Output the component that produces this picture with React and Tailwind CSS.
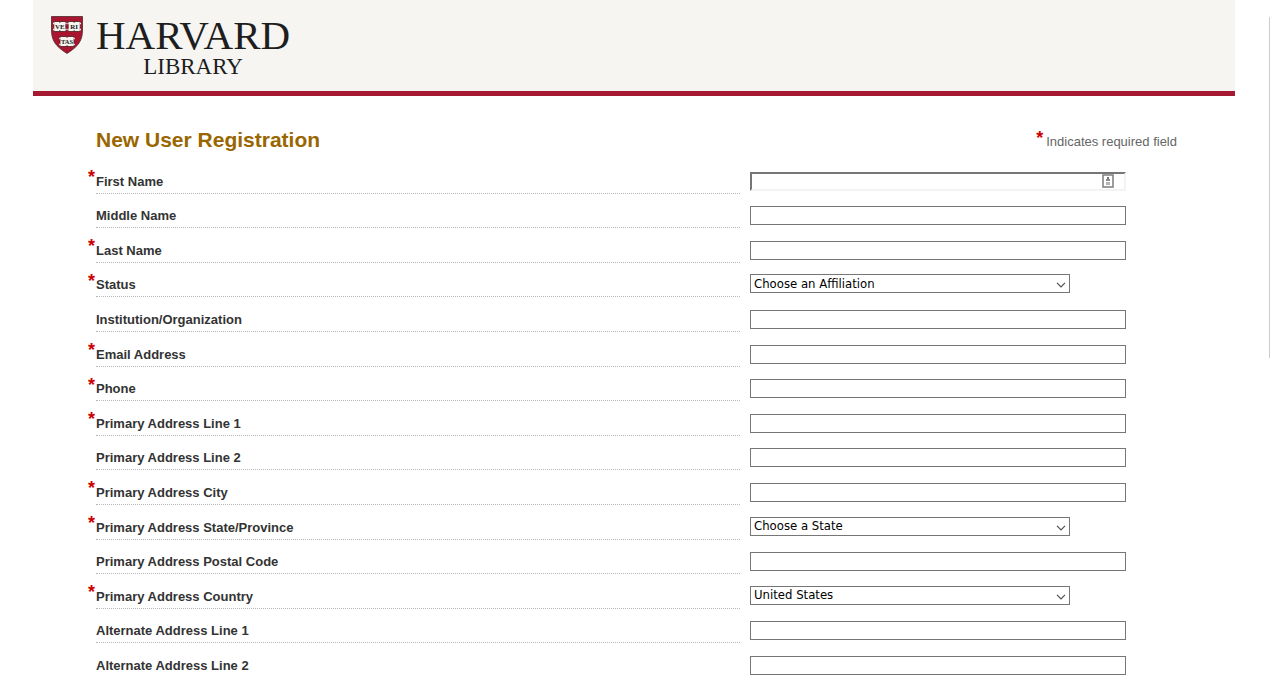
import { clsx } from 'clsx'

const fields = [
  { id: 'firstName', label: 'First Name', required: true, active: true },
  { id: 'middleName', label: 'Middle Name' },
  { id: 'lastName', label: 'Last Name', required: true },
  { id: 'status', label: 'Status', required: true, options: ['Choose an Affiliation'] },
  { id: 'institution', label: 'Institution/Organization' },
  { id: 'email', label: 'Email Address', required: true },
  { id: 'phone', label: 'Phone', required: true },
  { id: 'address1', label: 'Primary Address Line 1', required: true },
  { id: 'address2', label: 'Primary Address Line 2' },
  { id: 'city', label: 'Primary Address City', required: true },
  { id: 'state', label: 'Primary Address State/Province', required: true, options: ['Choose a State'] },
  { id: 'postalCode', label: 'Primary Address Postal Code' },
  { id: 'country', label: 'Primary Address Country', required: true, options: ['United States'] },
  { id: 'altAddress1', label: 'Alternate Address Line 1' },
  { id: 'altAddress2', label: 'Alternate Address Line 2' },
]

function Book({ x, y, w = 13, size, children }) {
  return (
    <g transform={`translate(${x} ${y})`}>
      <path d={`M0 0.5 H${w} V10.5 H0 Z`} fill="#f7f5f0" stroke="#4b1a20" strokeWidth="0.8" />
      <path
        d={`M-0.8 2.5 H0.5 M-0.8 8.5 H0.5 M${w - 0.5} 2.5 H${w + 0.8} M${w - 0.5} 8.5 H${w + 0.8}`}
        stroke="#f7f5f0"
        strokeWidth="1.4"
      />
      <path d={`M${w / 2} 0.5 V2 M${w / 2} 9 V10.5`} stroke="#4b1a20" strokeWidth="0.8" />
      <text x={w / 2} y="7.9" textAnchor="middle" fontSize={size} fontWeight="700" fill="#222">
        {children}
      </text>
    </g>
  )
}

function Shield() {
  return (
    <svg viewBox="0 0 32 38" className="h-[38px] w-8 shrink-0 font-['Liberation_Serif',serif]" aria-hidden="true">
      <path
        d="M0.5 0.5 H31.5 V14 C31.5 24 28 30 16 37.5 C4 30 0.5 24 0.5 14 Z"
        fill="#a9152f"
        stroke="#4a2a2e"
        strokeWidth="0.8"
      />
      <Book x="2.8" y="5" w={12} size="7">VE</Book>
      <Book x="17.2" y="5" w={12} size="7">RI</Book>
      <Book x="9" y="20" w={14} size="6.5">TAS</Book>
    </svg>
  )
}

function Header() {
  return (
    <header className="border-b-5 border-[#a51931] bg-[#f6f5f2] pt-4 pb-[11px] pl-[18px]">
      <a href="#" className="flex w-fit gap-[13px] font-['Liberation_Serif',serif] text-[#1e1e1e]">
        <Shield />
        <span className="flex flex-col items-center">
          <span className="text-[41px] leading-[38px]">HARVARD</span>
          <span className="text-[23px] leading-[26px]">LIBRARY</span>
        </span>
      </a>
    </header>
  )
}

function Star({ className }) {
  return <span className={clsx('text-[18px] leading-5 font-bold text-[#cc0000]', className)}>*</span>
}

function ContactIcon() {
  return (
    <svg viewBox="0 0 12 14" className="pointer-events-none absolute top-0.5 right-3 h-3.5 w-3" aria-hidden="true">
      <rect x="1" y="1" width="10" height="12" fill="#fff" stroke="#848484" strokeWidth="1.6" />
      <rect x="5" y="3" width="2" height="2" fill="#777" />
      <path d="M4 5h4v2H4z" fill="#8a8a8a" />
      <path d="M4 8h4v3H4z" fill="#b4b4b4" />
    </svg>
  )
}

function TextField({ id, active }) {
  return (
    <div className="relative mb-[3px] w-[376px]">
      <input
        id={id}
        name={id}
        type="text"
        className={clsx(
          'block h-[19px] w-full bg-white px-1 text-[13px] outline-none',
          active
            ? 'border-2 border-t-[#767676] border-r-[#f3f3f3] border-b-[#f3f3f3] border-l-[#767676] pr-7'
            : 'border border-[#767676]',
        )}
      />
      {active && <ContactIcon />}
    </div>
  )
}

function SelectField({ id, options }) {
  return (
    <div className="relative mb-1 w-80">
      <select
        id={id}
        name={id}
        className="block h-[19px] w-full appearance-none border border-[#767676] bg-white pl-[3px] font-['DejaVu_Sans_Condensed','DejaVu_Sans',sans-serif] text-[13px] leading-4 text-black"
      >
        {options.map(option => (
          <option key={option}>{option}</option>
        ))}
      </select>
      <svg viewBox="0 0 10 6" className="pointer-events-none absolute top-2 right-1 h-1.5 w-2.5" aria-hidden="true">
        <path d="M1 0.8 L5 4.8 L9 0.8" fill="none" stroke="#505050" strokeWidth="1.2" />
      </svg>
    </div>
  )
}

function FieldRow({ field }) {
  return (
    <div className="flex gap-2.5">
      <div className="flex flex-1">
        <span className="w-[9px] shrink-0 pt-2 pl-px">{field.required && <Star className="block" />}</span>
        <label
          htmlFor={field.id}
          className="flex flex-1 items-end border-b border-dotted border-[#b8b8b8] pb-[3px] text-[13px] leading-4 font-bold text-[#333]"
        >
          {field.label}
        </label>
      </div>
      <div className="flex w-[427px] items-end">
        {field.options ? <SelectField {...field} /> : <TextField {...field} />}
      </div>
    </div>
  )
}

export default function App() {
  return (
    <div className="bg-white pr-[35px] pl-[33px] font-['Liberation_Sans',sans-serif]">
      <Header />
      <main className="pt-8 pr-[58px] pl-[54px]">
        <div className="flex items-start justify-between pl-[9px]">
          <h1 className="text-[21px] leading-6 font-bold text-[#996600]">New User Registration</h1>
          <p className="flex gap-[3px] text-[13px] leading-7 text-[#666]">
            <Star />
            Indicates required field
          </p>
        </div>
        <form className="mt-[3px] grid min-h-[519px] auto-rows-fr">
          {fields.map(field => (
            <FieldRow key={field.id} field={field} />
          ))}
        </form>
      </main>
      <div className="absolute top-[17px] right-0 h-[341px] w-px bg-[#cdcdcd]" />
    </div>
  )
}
● ● ●
Given task:
Extract the full listing exactly, with the pictures left out.

Answer below:
Output the component that produces this picture with React and Tailwind CSS.
import { clsx } from 'clsx'

const fields = [
  { id: 'firstName', label: 'First Name', required: true, active: true },
  { id: 'middleName', label: 'Middle Name' },
  { id: 'lastName', label: 'Last Name', required: true },
  { id: 'status', label: 'Status', required: true, options: ['Choose an Affiliation'] },
  { id: 'institution', label: 'Institution/Organization' },
  { id: 'email', label: 'Email Address', required: true },
  { id: 'phone', label: 'Phone', required: true },
  { id: 'address1', label: 'Primary Address Line 1', required: true },
  { id: 'address2', label: 'Primary Address Line 2' },
  { id: 'city', label: 'Primary Address City', required: true },
  { id: 'state', label: 'Primary Address State/Province', required: true, options: ['Choose a State'] },
  { id: 'postalCode', label: 'Primary Address Postal Code' },
  { id: 'country', label: 'Primary Address Country', required: true, options: ['United States'] },
  { id: 'altAddress1', label: 'Alternate Address Line 1' },
  { id: 'altAddress2', label: 'Alternate Address Line 2' },
]

function Book({ x, y, w = 13, size, children }) {
  return (
    <g transform={`translate(${x} ${y})`}>
      <path d={`M0 0.5 H${w} V10.5 H0 Z`} fill="#f7f5f0" stroke="#4b1a20" strokeWidth="0.8" />
      <path
        d={`M-0.8 2.5 H0.5 M-0.8 8.5 H0.5 M${w - 0.5} 2.5 H${w + 0.8} M${w - 0.5} 8.5 H${w + 0.8}`}
        stroke="#f7f5f0"
        strokeWidth="1.4"
      />
      <path d={`M${w / 2} 0.5 V2 M${w / 2} 9 V10.5`} stroke="#4b1a20" strokeWidth="0.8" />
      <text x={w / 2} y="7.9" textAnchor="middle" fontSize={size} fontWeight="700" fill="#222">
        {children}
      </text>
    </g>
  )
}

function Shield() {
  return (
    <svg viewBox="0 0 32 38" className="h-[38px] w-8 shrink-0 font-['Liberation_Serif',serif]" aria-hidden="true">
      <path
        d="M0.5 0.5 H31.5 V14 C31.5 24 28 30 16 37.5 C4 30 0.5 24 0.5 14 Z"
        fill="#a9152f"
        stroke="#4a2a2e"
        strokeWidth="0.8"
      />
      <Book x="2.8" y="5" w={12} size="7">VE</Book>
      <Book x="17.2" y="5" w={12} size="7">RI</Book>
      <Book x="9" y="20" w={14} size="6.5">TAS</Book>
    </svg>
  )
}

function Header() {
  return (
    <header className="border-b-5 border-[#a51931] bg-[#f6f5f2] pt-4 pb-[11px] pl-[18px]">
      <a href="#" className="flex w-fit gap-[13px] font-['Liberation_Serif',serif] text-[#1e1e1e]">
        <Shield />
        <span className="flex flex-col items-center">
          <span className="text-[41px] leading-[38px]">HARVARD</span>
          <span className="text-[23px] leading-[26px]">LIBRARY</span>
        </span>
      </a>
    </header>
  )
}

function Star({ className }) {
  return <span className={clsx('text-[18px] leading-5 font-bold text-[#cc0000]', className)}>*</span>
}

function ContactIcon() {
  return (
    <svg viewBox="0 0 12 14" className="pointer-events-none absolute top-0.5 right-3 h-3.5 w-3" aria-hidden="true">
      <rect x="1" y="1" width="10" height="12" fill="#fff" stroke="#848484" strokeWidth="1.6" />
      <rect x="5" y="3" width="2" height="2" fill="#777" />
      <path d="M4 5h4v2H4z" fill="#8a8a8a" />
      <path d="M4 8h4v3H4z" fill="#b4b4b4" />
    </svg>
  )
}

function TextField({ id, active }) {
  return (
    <div className="relative mb-[3px] w-[376px]">
      <input
        id={id}
        name={id}
        type="text"
        className={clsx(
          'block h-[19px] w-full bg-white px-1 text-[13px] outline-none',
          active
            ? 'border-2 border-t-[#767676] border-r-[#f3f3f3] border-b-[#f3f3f3] border-l-[#767676] pr-7'
            : 'border border-[#767676]',
        )}
      />
      {active && <ContactIcon />}
    </div>
  )
}

function SelectField({ id, options }) {
  return (
    <div className="relative mb-1 w-80">
      <select
        id={id}
        name={id}
        className="block h-[19px] w-full appearance-none border border-[#767676] bg-white pl-[3px] font-['DejaVu_Sans_Condensed','DejaVu_Sans',sans-serif] text-[13px] leading-4 text-black"
      >
        {options.map(option => (
          <option key={option}>{option}</option>
        ))}
      </select>
      <svg viewBox="0 0 10 6" className="pointer-events-none absolute top-2 right-1 h-1.5 w-2.5" aria-hidden="true">
        <path d="M1 0.8 L5 4.8 L9 0.8" fill="none" stroke="#505050" strokeWidth="1.2" />
      </svg>
    </div>
  )
}

function FieldRow({ field }) {
  return (
    <div className="flex gap-2.5">
      <div className="flex flex-1">
        <span className="w-[9px] shrink-0 pt-2 pl-px">{field.required && <Star className="block" />}</span>
        <label
          htmlFor={field.id}
          className="flex flex-1 items-end border-b border-dotted border-[#b8b8b8] pb-[3px] text-[13px] leading-4 font-bold text-[#333]"
        >
          {field.label}
        </label>
      </div>
      <div className="flex w-[427px] items-end">
        {field.options ? <SelectField {...field} /> : <TextField {...field} />}
      </div>
    </div>
  )
}

export default function App() {
  return (
    <div className="bg-white pr-[35px] pl-[33px] font-['Liberation_Sans',sans-serif]">
      <Header />
      <main className="pt-8 pr-[58px] pl-[54px]">
        <div className="flex items-start justify-between pl-[9px]">
          <h1 className="text-[21px] leading-6 font-bold text-[#996600]">New User Registration</h1>
          <p className="flex gap-[3px] text-[13px] leading-7 text-[#666]">
            <Star />
            Indicates required field
          </p>
        </div>
        <form className="mt-[3px] grid min-h-[519px] auto-rows-fr">
          {fields.map(field => (
            <FieldRow key={field.id} field={field} />
          ))}
        </form>
      </main>
      <div className="absolute top-[17px] right-0 h-[341px] w-px bg-[#cdcdcd]" />
    </div>
  )
}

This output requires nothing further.